Gay Men Flogged and Tortured in Saudi Arrests
April 8, 2005
By Patrick Letellier
More than 100 men in Saudi Arabia were sentenced this
week to imprisonment and flogging after being arrested in March for “deviant
sexual behaviour”, the Human Rights Watch confirmed today.
The men were arrested for dancing and “behaving like
women” at a private party in a rented hall, according to Al-Wifaq, a
government-affiliated Saudi newspaper. The paper claimed the men were
attending a gay wedding.
“Prosecuting and imprisoning people for homosexual
conduct are flagrant human rights violations,” said Scott Long, director of
Human Rights Watch’s LGBT Rights Program. “Subjecting the victims to
floggings is torture, pure and simple.”
Two weeks after their arrest, 31 of the men were
sentenced to prison terms ranging from six months to a year, and to 200 lashes
each. Four men were sentenced to two years imprisonment and 2,000 lashes.

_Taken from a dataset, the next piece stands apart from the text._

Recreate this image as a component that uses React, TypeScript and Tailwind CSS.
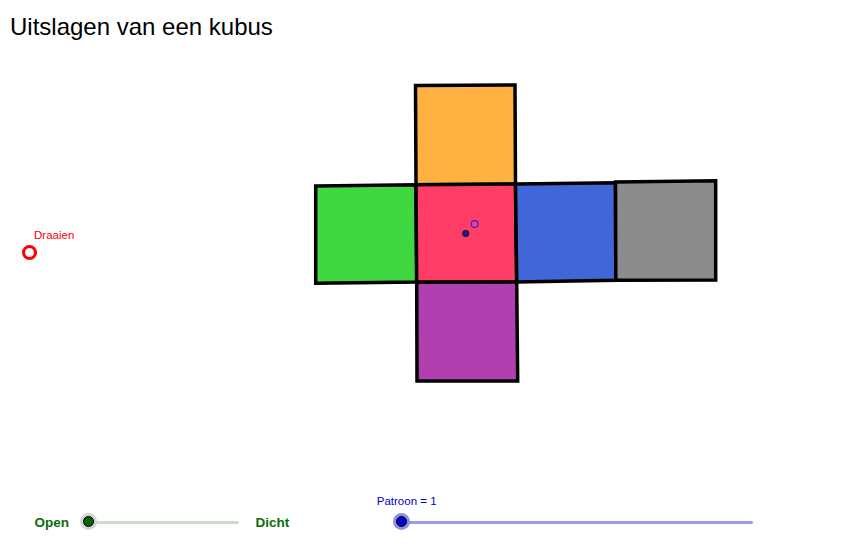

Seventy others, initially released without sentencing, were summoned back and
sentenced to a year in prison.
Homosexuality is illegal in Saudi Arabia and is
punishable by imprisonment, corporal punishment or death. Last month, two gay
men, Ahmed al-Enezi and Shahir al-Roubli, were beheaded after government
officials claimed the men had killed a third man who had threatened to
“expose” their relationship.
“Gays are often the canary in the mine,” said Human
Rights Watch deputy director Widney Brown. “They tend to be the first group
governments often go after because so few people are willing to stand with
them and defend their rights.”
Brown believes the recent crackdown on gay men in the
country is a part of a strategy by the Saudi government to distract citizens
from critical issues that have a broader impact.
Human Rights Watch sources reported that the men were
arrested at a birthday party, not a wedding. “Calling the event a ‘gay
wedding’ has become a lightning rod used to justify discrimination against
gay people,” Brown said.
Brown also noted it is unlikely that the four men
sentenced to 2,000 lashes would survive unless officials break up the
punishment into smaller instalments.